You can understand how an outfit with a collection topping
25,000 books would be disposed to riff on the subject, especially at a time
when you have to come up with a holiday offering for that old uncle who wants
for nothing. Worry no more. Our stacks contain books explaining why dirt is
good in cooking, help to fix things (an unpleasant goiter?), bring our readers
current on the latest thinking on polyvagal theory, or explain the conjugation
of 601 Spanish verbs in just 727 pages.
Many of the rest of us are partial to books written by
magicians - those authors that can make an otherwise vanilla word or thought
sing. High on everyone’s list of the best non-fiction authors is John McPhee. His
latest, Draft No. 4, advances the
point. Who would have thought any author could turn casting for shad on the
Delaware River into an exquisitely crafted tale? The protagonist in Laurent
Binet’s new literary whodunit The Seventh
Function of Language asked: “‘What would you do if you ruled the world?’ The
gigolo replied that he would abolish all laws. Barthes said: ‘Even grammar?’”
Our amazing collection of local authors would side with
Barthes, much to your benefit if you read their work. Lately, two of “ours” are
gaining national prominence. With exquisite timing, the Paris Review gave voice
to Claire Dederer in her piece, “What do we do with the Art of Monstrous Men?” And
coming in April is Jonathan Evison's Lawn
Boy, a comic novel of contemporary realism, which, like great journalism,
promises to comfort Bainbridge Island's afflicted and afflict Bainbridge
Island's comfortable. It depicts a landscaper who dreams of being a great
American literary figure — if only he didn't have to cross the "servant's
entrance" of the Agate Pass Bridge each day to manicure the lawns of the
island's wealthy for minimum wage. With boundless heart and biting wit, Lawn Boy promises to spark some stark
conversations about white privilege.
Even though the body of work of Claire and the two Johns is
superb, their many books in our bookstore must fight for second place. If any
of you have a 3 to 8 year-old in your life, please read B.J. Novak’s The Book with No Pictures to your kiddo.

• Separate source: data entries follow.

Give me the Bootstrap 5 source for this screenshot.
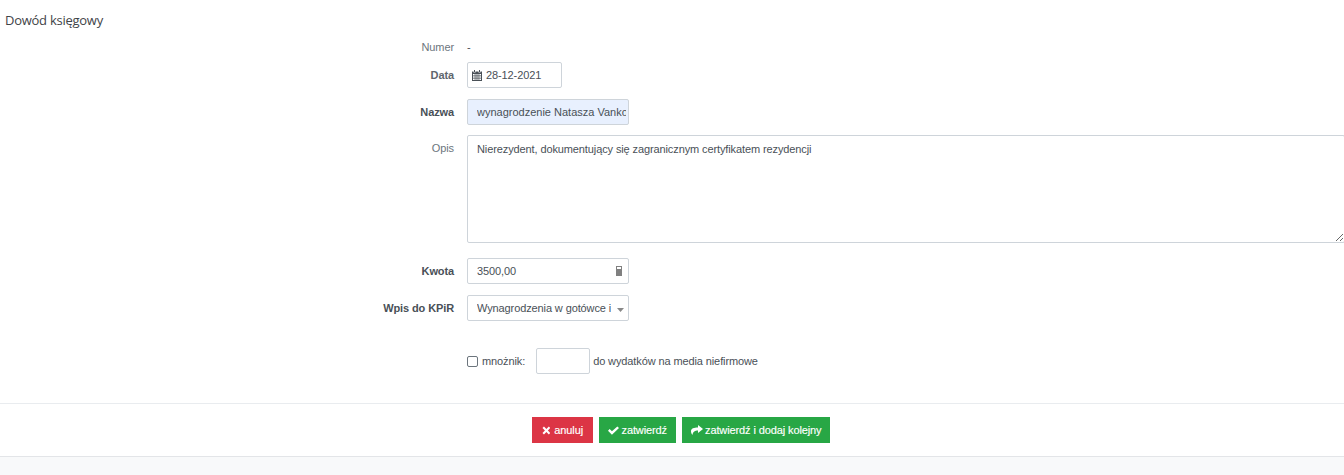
<!DOCTYPE html>
<html lang="pl">
<head>
<meta charset="utf-8">
<title>Dowód księgowy</title>
<link rel="stylesheet" href="https://cdn.jsdelivr.net/npm/bootstrap@5.3.0/dist/css/bootstrap.min.css">
<style>
html,body{height:475px;overflow:hidden}
body{font-family:"Liberation Sans",Arial,sans-serif;font-size:11px;color:#495057;background:#f8f9fa;letter-spacing:-.11px}
.sheet{background:#fff;height:457px;border-bottom:1px solid #e3e5e8;display:flex;flex-direction:column}
.doc-title{font-family:"Open Sans",sans-serif;font-size:13px;color:#3f4448;margin:0;padding:11px 0 0 5px;height:39px;line-height:18px;font-weight:400;letter-spacing:-.26px}
.form-area{height:364px;overflow:hidden}
.field{display:flex;gap:13px;margin-bottom:10px}
.field-plain{height:16px;margin-bottom:7px}
.field-plain .lab{line-height:16px}
.field-tight{margin-bottom:11px}
.field-memo{margin-bottom:15px}
.field-last{margin-bottom:27px}
.lab{width:454px;flex:none;text-align:right;line-height:26px;color:#6c757d;margin:0}
.lab.strong{font-weight:700;color:#495057}
.lab.soft{font-weight:700;color:#5f666d}
.lab.top{line-height:14px;padding-top:6px}
.val{line-height:16px;color:#495057}
.fld.form-control,.fld.form-select{height:26px;min-height:0;border:1px solid #ced4da;border-radius:2px;font-size:11px;letter-spacing:-.11px;line-height:14px;color:#495057;padding:0 9px;box-shadow:none}
.holder{position:relative;flex:none}
.w-date{width:95px}
.w-med{width:162px}
.fld.w-date{padding-left:18px}
.fld.autofilled{background:#e8f0fe;padding-right:2px;letter-spacing:0}
.fld.kwota{padding-right:22px}
.fld.form-select{padding-right:17px;background-image:url("data:image/svg+xml,%3Csvg xmlns='http://www.w3.org/2000/svg' width='7' height='4'%3E%3Cpath d='M0 0h7L3.5 4z' fill='%23888'/%3E%3C/svg%3E");background-size:7px 4px;background-position:right 4px top 12px;background-repeat:no-repeat}
.pin-date{position:absolute;left:5px;top:8px}
.pin-calc{position:absolute;right:7px;top:8px}
.fld.memo{width:878px;height:108px;flex:none;padding:6px 9px}
.mult{display:flex;align-items:center;margin-left:467px;color:#495057;height:26px}
.tick.form-check-input{width:11px;height:11px;border:1px solid #6c757d;border-radius:2px;margin:0 4px 0 0;flex:none}
.fld.mult-input{width:54px;margin:0 3px 0 11px;padding:0 4px}
.foot{border-top:1px solid #e9ecef;height:53px;display:flex;justify-content:center;gap:6px;padding:13px 0 0 18px}
.act.btn{height:26px;border:0;border-radius:0;padding:0 9px;font-size:11px;letter-spacing:-.11px;font-weight:400;color:#fff;display:inline-flex;align-items:center;line-height:1;-webkit-text-stroke:.15px #fff}
.gap-a{gap:4px}.gap-b{gap:3px}.gap-c{gap:2px}
.act.act-red{background:#dc3545;padding:0 9.5px 0 10px;width:61px}
.act.act-green{background:#28a745}
</style>
</head>
<body>
<div class="sheet">
  <h1 class="doc-title">Dowód księgowy</h1>
  <form class="form-area" onsubmit="return false">
    <div class="field field-plain">
      <div class="lab">Numer</div>
      <div class="val">-</div>
    </div>
    <div class="field field-tight">
      <label class="lab soft" for="f-data">Data</label>
      <div class="holder">
        <input id="f-data" class="form-control fld w-date" value="28-12-2021">
        <svg class="pin-date" width="10" height="11" viewBox="0 0 10 11" fill="#495057"><path fill-rule="evenodd" d="M2 0h1v2H2zM7 0h1v2H7zM0 1.500h1.500v1h2v-1h3v1h2v-1H10V11H0zM1 4v1.500h1.700V4zm2.400 0v1.500h1.200V4zm2 0v1.500h1.200V4zm1.900 0v1.500H9V4zM1 6.200v1.600h1.700V6.200zm2.400 0v1.600h1.200V6.200zm2 0v1.600h1.200V6.200zm1.900 0v1.600H9V6.200zM1 8.500V10h1.700V8.500zm2.400 0V10h1.200V8.500zm2 0V10h1.200V8.500zm1.900 0V10H9V8.500z"/></svg>
      </div>
    </div>
    <div class="field">
      <label class="lab strong" for="f-nazwa">Nazwa</label>
      <input id="f-nazwa" class="form-control fld w-med autofilled" value="wynagrodzenie Natasza Vanko">
    </div>
    <div class="field field-memo">
      <label class="lab top" for="f-opis">Opis</label>
      <textarea id="f-opis" class="form-control fld memo">Nierezydent, dokumentujący się zagranicznym certyfikatem rezydencji</textarea>
    </div>
    <div class="field field-tight">
      <label class="lab strong" for="f-kwota">Kwota</label>
      <div class="holder">
        <input id="f-kwota" class="form-control fld w-med kwota" value="3500,00">
        <svg class="pin-calc" width="6" height="10" viewBox="0 0 6 10" fill="#808080"><path fill-rule="evenodd" d="M0 0h6v10H0zM1 1v2h4V1z"/></svg>
      </div>
    </div>
    <div class="field field-last">
      <label class="lab strong" for="f-kpir">Wpis do KPiR</label>
      <select id="f-kpir" class="form-select fld w-med"><option>Wynagrodzenia w gotówce i w naturze</option></select>
    </div>
    <div class="mult">
      <input class="form-check-input tick" type="checkbox" id="f-mn"><label for="f-mn">mnożnik:</label>
      <input class="form-control fld mult-input" aria-label="mnożnik"><span>do wydatków na media niefirmowe</span>
    </div>
  </form>
  <div class="foot">
    <button type="button" class="btn act act-red gap-a"><svg width="9" height="9" viewBox="0 0 9 9" fill="#fff"><path d="M2 .5 4.500 3 7 .5 8.500 2 6 4.500 8.500 7 7 8.500 4.500 6 2 8.500.5 7 3 4.500.5 2z"/></svg>anuluj</button>
    <button type="button" class="btn act act-green gap-b"><svg width="11" height="9" viewBox="0 0 12 9" fill="#fff"><path d="M4.300 9 0 4.700 1.800 2.900l2.500 2.500L10.200 0 12 1.800z"/></svg>zatwierdź</button>
    <button type="button" class="btn act act-green gap-c"><svg width="12" height="10" viewBox="0 0 12 10" fill="#fff"><path d="M7 0l5 4-5 4V5.500C4 5.500 2 6.500 1.500 10 .3 8.500 0 7.200 0 6.200 0 3.500 3 2.500 7 2.500z"/></svg>zatwierdź i dodaj kolejny</button>
  </div>
</div>
</body>
</html>
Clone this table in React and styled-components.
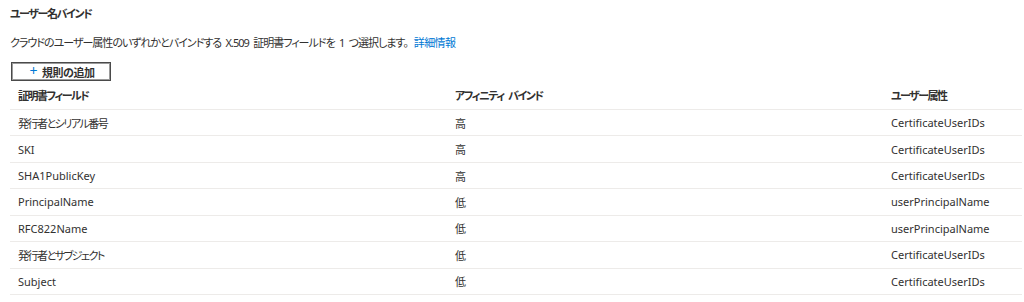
import React from "react";
import styled, { createGlobalStyle } from "styled-components";

const Global = createGlobalStyle`
  html, body { margin: 0; background: #fff; }
  body {
    font-family: "Noto Sans", "Noto Sans CJK JP", sans-serif;
    font-feature-settings: "palt";
    color: #323130;
    -webkit-font-smoothing: antialiased;
  }
`;

const Page = styled.div`
  padding: 6px 2px 0 10px;
`;

const Title = styled.h2`
  margin: 0;
  font-size: 11px;
  font-weight: 700;
  line-height: 16px;
  letter-spacing: -1.4px;
`;

const Description = styled.p`
  margin: 13px 0 0;
  font-size: 11px;
  line-height: 16px;
  letter-spacing: -1px;
  word-spacing: 2.5px;
`;

const Link = styled.a`
  color: #0078d4;
  text-decoration: none;
  margin-left: 6px;
  letter-spacing: -0.6px;
`;

const AddButton = styled.button`
  margin: 11px 0 0 1px;
  width: 100px;
  height: 19px;
  display: flex;
  align-items: center;
  justify-content: center;
  gap: 5px;
  padding: 0 0 0 2px;
  background: #fff;
  border: 1px solid #4a4a4a;
  box-shadow: inset 0 0 0 1px #9a9a9a;
  font-family: inherit;
  font-feature-settings: "palt";
  font-size: 11px;
  font-weight: 700;
  letter-spacing: -0.5px;
  color: #323130;
  cursor: pointer;
`;

const Plus = styled.span`
  color: #0078d4;
  font-weight: 400;
  font-size: 14px;
  line-height: 1;
  margin-top: -1px;
`;

const Row = styled.div`
  display: grid;
  grid-template-columns: 437px 436px 1fr;
  align-items: center;
  height: ${(p) => p.h || "26.43px"};
  box-sizing: border-box;
  border-bottom: 1px solid #edebe9;
`;

const Cell = styled.div`
  padding-left: 8px;
  font-size: 11px;
  font-weight: ${(p) => (p.head ? 700 : 400)};
  letter-spacing: ${(p) => (p.tight ? "-1.5px" : "0")};
  word-spacing: ${(p) => (p.tight ? "3px" : "0")};
  white-space: nowrap;
`;

const isCjk = (s) => /[^\x00-\x7f]/.test(s);

const rows = [
  ["発行者とシリアル番号", "高", "CertificateUserIDs"],
  ["SKI", "高", "CertificateUserIDs"],
  ["SHA1PublicKey", "高", "CertificateUserIDs"],
  ["PrincipalName", "低", "userPrincipalName"],
  ["RFC822Name", "低", "userPrincipalName"],
  ["発行者とサブジェクト", "低", "CertificateUserIDs"],
  ["Subject", "低", "CertificateUserIDs"],
];

const headers = ["証明書フィールド", "アフィニティ バインド", "ユーザー属性"];

export default function App() {
  return (
    <Page>
      <Global />
      <Title>ユーザー名バインド</Title>
      <Description>
        クラウドのユーザー属性のいずれかとバインドする X.509 証明書フィールドを 1 つ選択します。
        <Link href="#">詳細情報</Link>
      </Description>
      <AddButton>
        <Plus>+</Plus>規則の追加
      </AddButton>
      <Row h="29px">
        {headers.map((h) => (
          <Cell key={h} head tight>
            {h}
          </Cell>
        ))}
      </Row>
      {rows.map((r, i) => (
        <Row key={i}>
          {r.map((c, j) => (
            <Cell key={j} tight={isCjk(c)}>
              {c}
            </Cell>
          ))}
        </Row>
      ))}
    </Page>
  );
}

In the reading, don’t be adult about it. The glee you hear from your charge
listening to an adult making the strangest sounds and acting like a fool is to
be treasured. What you won’t treasure is the insistence that you read it again,
again and again. One of my grandkids made a fake dust cover for it to trick me
into reading it one more time.
Could it be these authors have more in common than this note
of their varied oeuvre suggests? In a November 20, 2017 New Yorker review of
Tina Brown’s new memoir, Nathan Heller offers an answer:
Yet Brown rarely tires of writers, which is
impressive, because writers, as a tribe, are strange. They keep odd hours and have weird, often bad
ideas. At gatherings, they tend to skulk
or to be over-present, like a recently uncrated Labrador leaping to lick your
nose while piddling on your knees. Hollywood
is filled with stories of prima-donna actor tantrums, wild affairs, trashed
trailers, and overnight benders. Rather
than erupting in this healthy manner, writers go home and quietly develop
suicidal snacking habits, or necessary family troubles, or a rash.